The NYPD did not respond to a request for comment. A spokesperson for the New York City Law Department, which is representing the NYPD in the lawsuit, responded to questions with the statement: “This settlement is in the best interest of all parties.”

The actions of the police in Mott Haven that day are the subject of multiple lawsuits currently winding their way through federal court—lawsuits that have been repeatedly delayed by the New York City Law Department’s failure to turn over discovery materials, as well as by the abrupt departure of the lead lawyer representing the NYPD in those cases after the discovery that she had lied to a judge and forged documents in the litigation.

But among the disturbing images from the police action were those of the arrest of legal observers, and video footage showing one of the NYPD’s in-house lawyers, Sergeant Kenneth Rice, instructing police that “Legal observers are arrestable.”

The irony of the NYPD targeting legal observers, whose reporting and whose visible presence are supposed to function as a check on police violation of protesters rights, is not lost on the legal observers or their lawyers.

The Civilian Complaint Review Board recommended disciplinary charges against Rice for his actions that day, but Rice ultimately was let off the hook after the NYPD Legal Department introduced new evidence that Rice was just following the orders of a senior official who is himself not subject to CCRB oversight. 

To date, no NYPD employee has suffered any consequences, legal or administrative, for the arrest of the legal observers, and the department has not identified any changes to its policy on the treatment of legal observers during protests.

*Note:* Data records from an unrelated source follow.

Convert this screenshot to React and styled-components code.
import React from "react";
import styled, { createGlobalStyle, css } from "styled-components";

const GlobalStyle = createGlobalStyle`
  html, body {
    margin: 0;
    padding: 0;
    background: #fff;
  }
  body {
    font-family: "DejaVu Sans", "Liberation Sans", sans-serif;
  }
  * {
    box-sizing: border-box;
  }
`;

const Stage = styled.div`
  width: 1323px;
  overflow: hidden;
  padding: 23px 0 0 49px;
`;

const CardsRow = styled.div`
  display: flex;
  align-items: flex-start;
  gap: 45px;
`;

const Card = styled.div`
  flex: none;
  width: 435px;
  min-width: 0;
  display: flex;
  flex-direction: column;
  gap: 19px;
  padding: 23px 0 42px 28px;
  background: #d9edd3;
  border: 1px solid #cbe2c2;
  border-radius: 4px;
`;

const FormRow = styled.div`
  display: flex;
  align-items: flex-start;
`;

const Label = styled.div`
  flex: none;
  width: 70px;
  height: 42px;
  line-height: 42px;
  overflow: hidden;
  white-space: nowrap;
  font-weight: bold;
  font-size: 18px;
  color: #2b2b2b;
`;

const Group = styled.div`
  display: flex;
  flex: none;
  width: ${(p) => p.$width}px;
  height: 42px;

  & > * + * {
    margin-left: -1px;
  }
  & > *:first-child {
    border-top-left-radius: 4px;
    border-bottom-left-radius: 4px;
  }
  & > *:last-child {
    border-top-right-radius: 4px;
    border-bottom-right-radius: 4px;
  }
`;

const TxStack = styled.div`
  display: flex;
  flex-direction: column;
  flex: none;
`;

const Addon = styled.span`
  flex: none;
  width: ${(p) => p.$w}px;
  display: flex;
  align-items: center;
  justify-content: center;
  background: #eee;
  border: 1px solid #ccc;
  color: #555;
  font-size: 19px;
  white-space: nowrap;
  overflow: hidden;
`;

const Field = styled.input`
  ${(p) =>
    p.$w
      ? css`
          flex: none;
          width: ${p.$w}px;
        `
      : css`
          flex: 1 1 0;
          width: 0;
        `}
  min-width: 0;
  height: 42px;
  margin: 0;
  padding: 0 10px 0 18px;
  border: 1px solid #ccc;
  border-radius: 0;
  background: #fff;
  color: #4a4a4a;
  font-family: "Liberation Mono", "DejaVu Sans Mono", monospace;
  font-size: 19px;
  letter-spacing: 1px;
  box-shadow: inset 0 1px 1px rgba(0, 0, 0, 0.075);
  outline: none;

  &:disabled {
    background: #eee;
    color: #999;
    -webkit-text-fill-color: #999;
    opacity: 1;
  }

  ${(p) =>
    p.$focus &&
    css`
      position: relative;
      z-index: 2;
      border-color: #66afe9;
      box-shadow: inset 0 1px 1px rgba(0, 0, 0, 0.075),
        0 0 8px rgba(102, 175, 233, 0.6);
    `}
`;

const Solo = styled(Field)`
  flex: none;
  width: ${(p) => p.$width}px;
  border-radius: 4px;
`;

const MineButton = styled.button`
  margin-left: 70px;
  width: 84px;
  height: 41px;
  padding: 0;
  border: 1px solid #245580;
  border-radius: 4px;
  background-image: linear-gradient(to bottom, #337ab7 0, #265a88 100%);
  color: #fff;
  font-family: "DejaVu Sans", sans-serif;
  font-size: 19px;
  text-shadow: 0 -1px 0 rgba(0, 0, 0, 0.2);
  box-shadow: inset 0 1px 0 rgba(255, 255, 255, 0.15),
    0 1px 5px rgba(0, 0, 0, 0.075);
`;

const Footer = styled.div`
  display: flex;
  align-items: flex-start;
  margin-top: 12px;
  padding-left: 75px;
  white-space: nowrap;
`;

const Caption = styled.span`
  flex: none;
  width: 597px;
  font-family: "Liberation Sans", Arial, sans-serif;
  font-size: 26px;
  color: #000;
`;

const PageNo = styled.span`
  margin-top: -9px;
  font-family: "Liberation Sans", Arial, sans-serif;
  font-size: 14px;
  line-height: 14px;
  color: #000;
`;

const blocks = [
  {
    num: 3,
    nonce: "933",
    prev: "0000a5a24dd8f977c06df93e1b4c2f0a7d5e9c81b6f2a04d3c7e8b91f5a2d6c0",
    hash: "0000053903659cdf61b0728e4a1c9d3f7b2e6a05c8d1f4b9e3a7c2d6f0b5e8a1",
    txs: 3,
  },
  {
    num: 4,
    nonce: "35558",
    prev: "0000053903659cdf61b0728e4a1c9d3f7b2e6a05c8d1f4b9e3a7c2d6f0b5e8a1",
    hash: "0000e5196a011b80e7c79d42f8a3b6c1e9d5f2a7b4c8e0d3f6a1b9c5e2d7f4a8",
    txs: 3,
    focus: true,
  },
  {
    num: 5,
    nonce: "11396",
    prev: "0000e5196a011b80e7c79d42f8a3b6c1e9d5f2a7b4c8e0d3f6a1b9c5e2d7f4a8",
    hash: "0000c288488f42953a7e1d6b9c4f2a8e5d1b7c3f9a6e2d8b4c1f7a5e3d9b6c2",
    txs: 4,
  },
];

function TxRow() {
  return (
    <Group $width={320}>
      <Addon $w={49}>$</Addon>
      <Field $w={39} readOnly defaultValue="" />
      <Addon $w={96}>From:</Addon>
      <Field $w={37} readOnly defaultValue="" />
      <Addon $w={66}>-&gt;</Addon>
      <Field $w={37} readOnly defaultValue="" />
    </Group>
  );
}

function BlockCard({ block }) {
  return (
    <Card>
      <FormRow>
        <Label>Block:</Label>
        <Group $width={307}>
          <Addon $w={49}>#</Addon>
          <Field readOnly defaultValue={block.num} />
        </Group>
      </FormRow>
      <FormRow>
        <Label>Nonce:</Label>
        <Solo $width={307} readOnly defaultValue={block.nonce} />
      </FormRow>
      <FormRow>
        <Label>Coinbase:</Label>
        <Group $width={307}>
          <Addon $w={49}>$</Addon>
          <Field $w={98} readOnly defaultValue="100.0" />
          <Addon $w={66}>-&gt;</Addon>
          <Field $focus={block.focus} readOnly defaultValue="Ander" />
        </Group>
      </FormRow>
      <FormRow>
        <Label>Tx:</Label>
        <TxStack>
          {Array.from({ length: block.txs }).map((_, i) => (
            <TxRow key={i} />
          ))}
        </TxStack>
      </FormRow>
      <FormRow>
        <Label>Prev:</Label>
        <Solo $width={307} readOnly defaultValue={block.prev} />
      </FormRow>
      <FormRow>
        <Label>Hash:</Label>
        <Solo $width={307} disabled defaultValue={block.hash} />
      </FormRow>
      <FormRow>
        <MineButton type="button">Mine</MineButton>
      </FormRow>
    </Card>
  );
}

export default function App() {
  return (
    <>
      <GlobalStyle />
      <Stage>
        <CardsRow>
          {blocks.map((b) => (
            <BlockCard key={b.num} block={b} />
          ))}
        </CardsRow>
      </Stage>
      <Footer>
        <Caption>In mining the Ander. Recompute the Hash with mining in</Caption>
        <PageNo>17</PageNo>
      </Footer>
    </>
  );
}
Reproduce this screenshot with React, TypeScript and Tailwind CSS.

But even with a judgment resolving the case, the legal observers are hopeful that their experience can help lead to reform of the NYPD’s approach to people exercising their right to protest. Their sworn testimony is also part of other lawsuits arising from police actions against protests in the summer of 2020, which are still proceeding.

The violent arrest of legal observers in Mott Haven is not an isolated incident. Another legal observer, Ryan Minett, was targeted and arrested a month later during a protest outside City Hall. His lawsuit was resolved with a City pay-out of $7,501, plus attorneys fees and costs. Yet another legal observer, Darren Martin, was arrested in October of 2020 when he was kettled with protesters; his claims were settled by a $10,500 by New York City without a lawsuit.